* **Given instruction**: Find the lines of data that contain the string "styled", then list them.

* **Data**:
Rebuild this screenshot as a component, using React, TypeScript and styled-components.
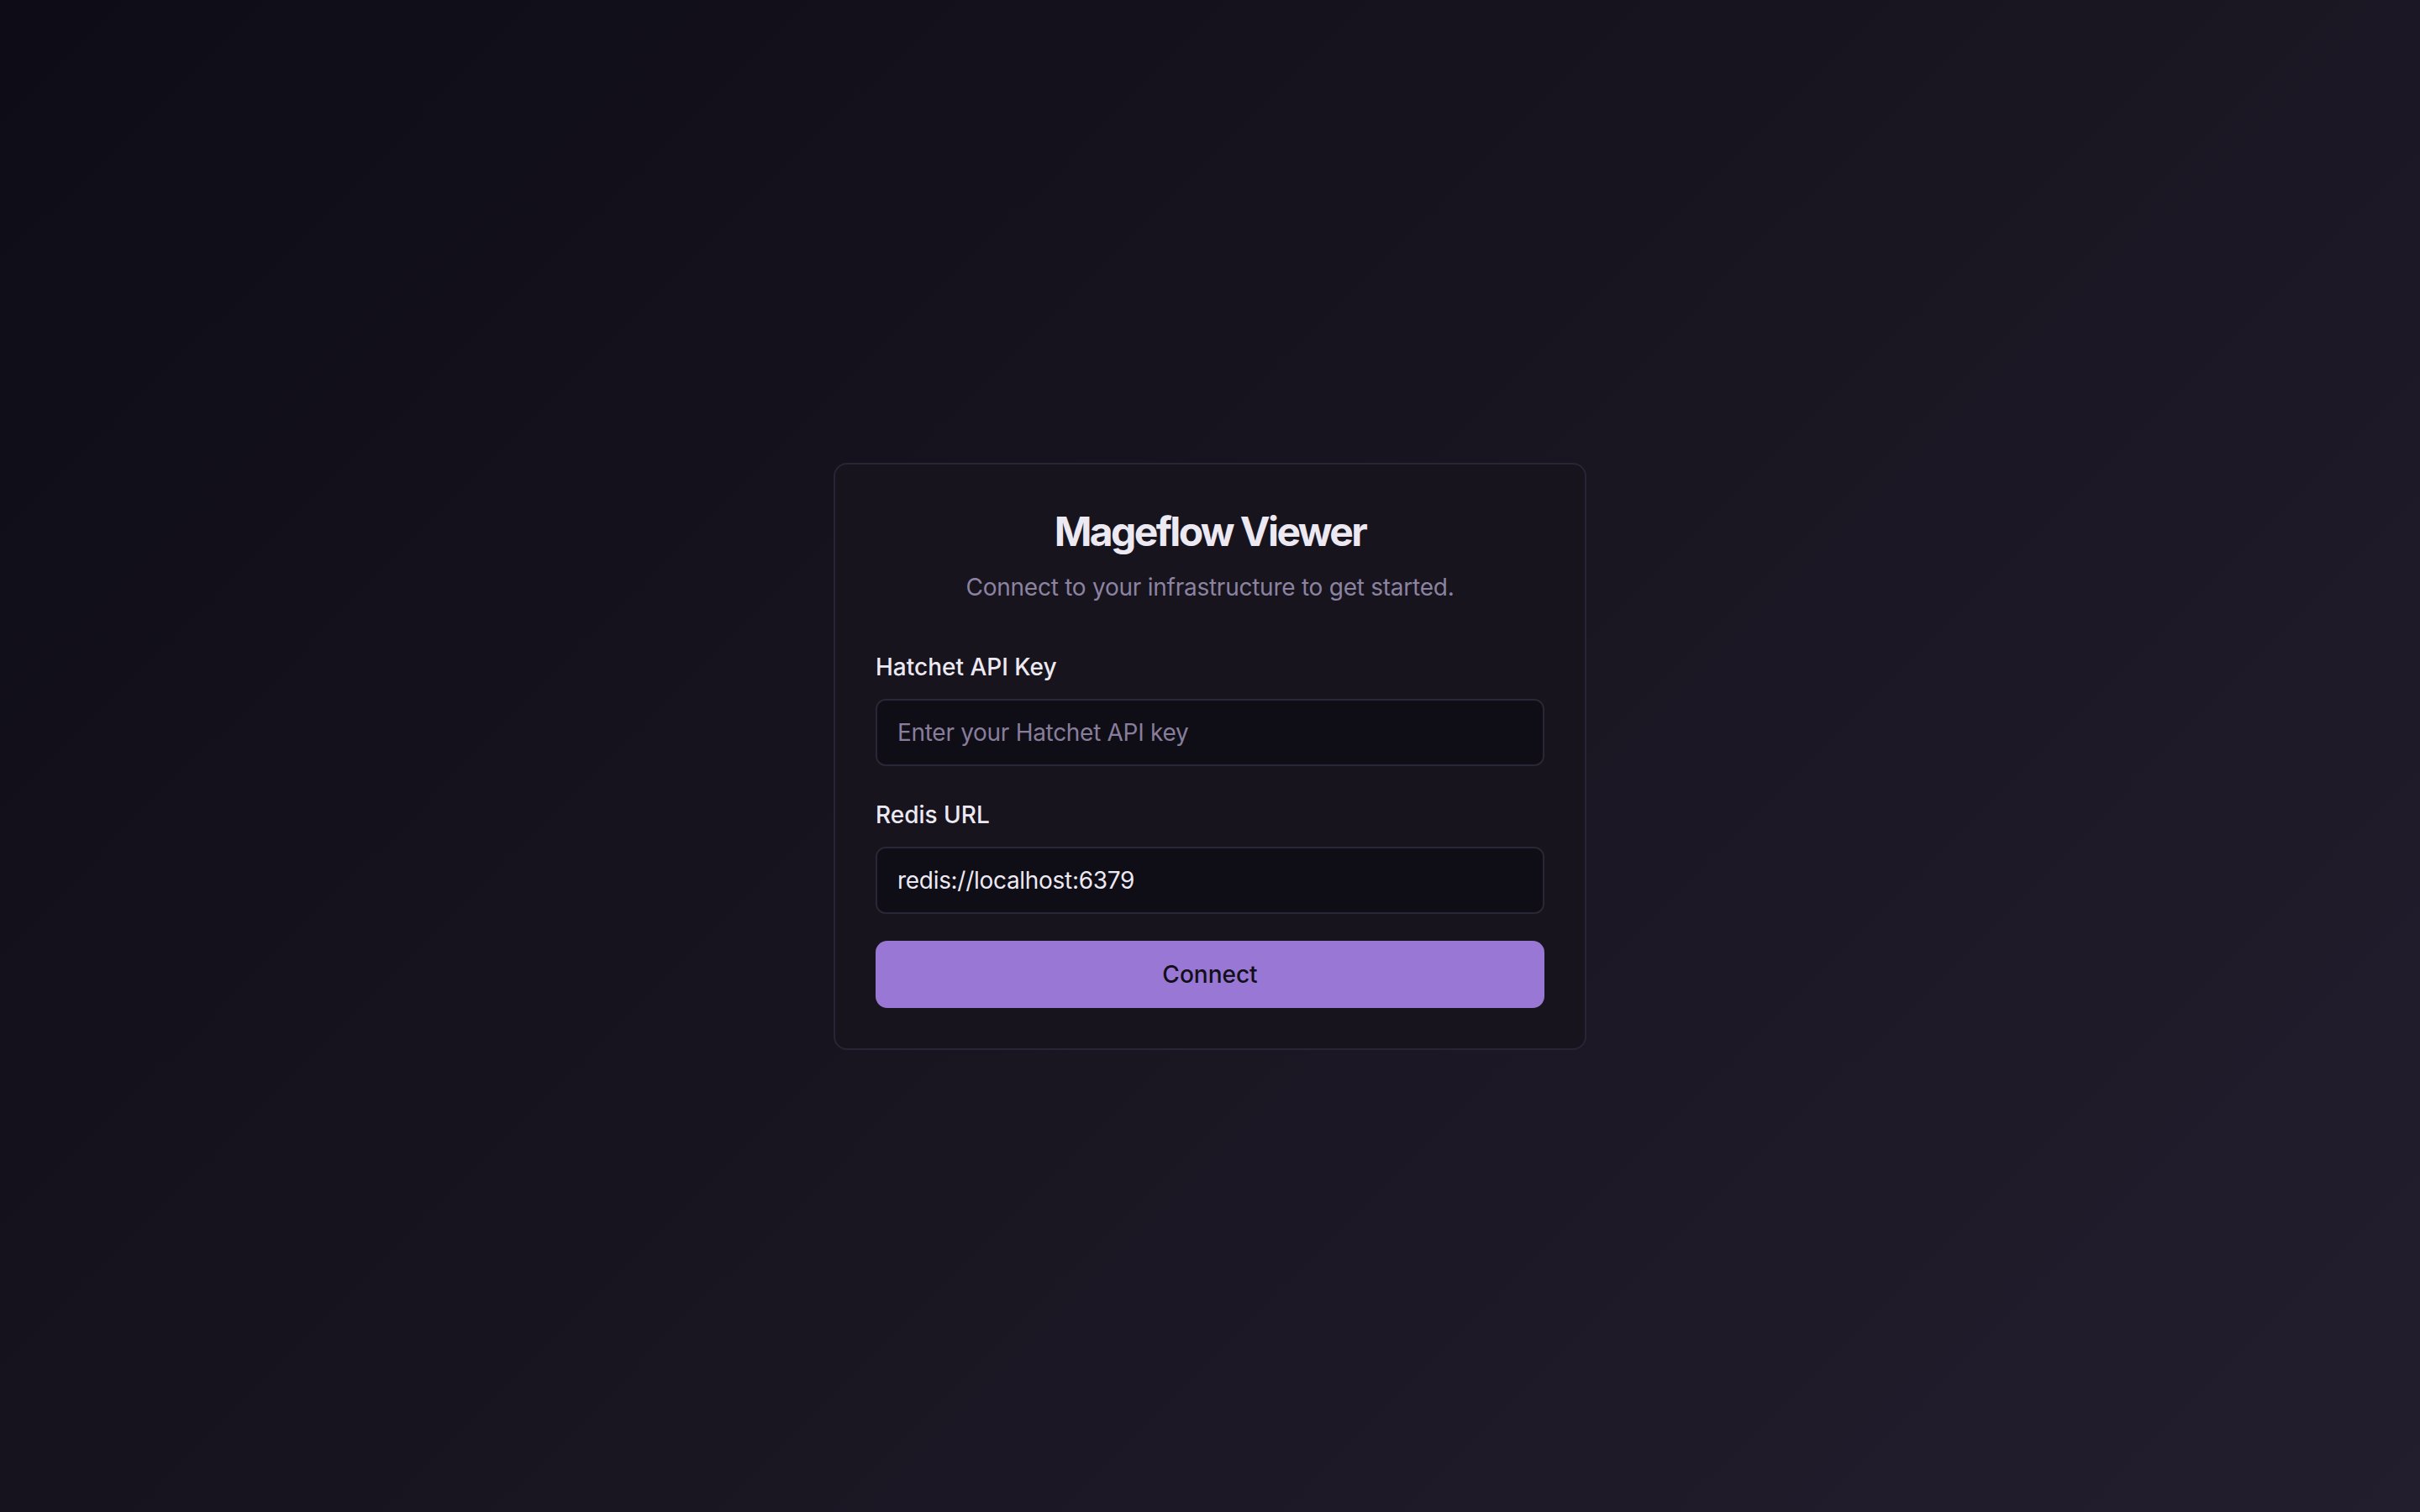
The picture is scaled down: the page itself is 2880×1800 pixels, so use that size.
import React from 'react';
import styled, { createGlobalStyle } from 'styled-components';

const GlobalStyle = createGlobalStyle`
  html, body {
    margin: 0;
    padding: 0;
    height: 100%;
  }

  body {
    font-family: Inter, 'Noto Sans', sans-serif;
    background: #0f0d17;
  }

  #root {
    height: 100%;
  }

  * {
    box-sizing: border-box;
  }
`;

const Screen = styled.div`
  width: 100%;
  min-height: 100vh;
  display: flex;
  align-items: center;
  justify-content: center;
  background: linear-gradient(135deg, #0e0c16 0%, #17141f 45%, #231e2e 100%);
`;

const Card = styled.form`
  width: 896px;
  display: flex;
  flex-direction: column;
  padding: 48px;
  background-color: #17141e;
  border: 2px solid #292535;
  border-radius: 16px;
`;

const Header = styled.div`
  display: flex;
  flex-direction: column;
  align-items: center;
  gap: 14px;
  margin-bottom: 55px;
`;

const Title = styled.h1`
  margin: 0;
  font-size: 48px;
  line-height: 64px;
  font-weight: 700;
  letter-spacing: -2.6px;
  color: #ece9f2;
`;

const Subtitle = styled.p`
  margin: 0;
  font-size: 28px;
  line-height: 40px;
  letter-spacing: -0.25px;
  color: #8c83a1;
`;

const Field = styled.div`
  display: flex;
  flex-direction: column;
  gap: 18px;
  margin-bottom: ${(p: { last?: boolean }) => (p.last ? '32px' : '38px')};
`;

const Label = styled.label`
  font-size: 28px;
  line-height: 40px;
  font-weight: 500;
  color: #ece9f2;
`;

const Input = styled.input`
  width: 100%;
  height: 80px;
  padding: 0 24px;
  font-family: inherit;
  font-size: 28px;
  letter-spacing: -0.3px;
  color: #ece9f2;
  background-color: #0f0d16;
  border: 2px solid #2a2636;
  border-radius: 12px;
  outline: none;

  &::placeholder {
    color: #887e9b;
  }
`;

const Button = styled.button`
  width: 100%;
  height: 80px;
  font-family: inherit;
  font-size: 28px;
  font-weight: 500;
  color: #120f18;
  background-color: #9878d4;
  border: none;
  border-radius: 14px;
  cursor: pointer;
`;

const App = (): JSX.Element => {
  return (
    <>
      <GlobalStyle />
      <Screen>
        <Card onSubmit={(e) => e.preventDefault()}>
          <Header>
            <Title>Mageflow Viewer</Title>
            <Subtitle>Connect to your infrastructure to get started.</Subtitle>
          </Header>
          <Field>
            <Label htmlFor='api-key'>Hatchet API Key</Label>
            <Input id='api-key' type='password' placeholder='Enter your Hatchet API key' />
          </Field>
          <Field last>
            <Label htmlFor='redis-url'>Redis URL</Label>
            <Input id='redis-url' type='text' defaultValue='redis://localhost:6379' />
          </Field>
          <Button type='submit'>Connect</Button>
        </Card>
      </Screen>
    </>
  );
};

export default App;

* **Written answer**:
Rebuild this screenshot as a component, using React, TypeScript and styled-components.
import styled, { createGlobalStyle } from 'styled-components';
const Screen = styled.div`
const Card = styled.form`
const Header = styled.div`
const Title = styled.h1`
const Subtitle = styled.p`
const Field = styled.div`
const Label = styled.label`
const Input = styled.input`
const Button = styled.button`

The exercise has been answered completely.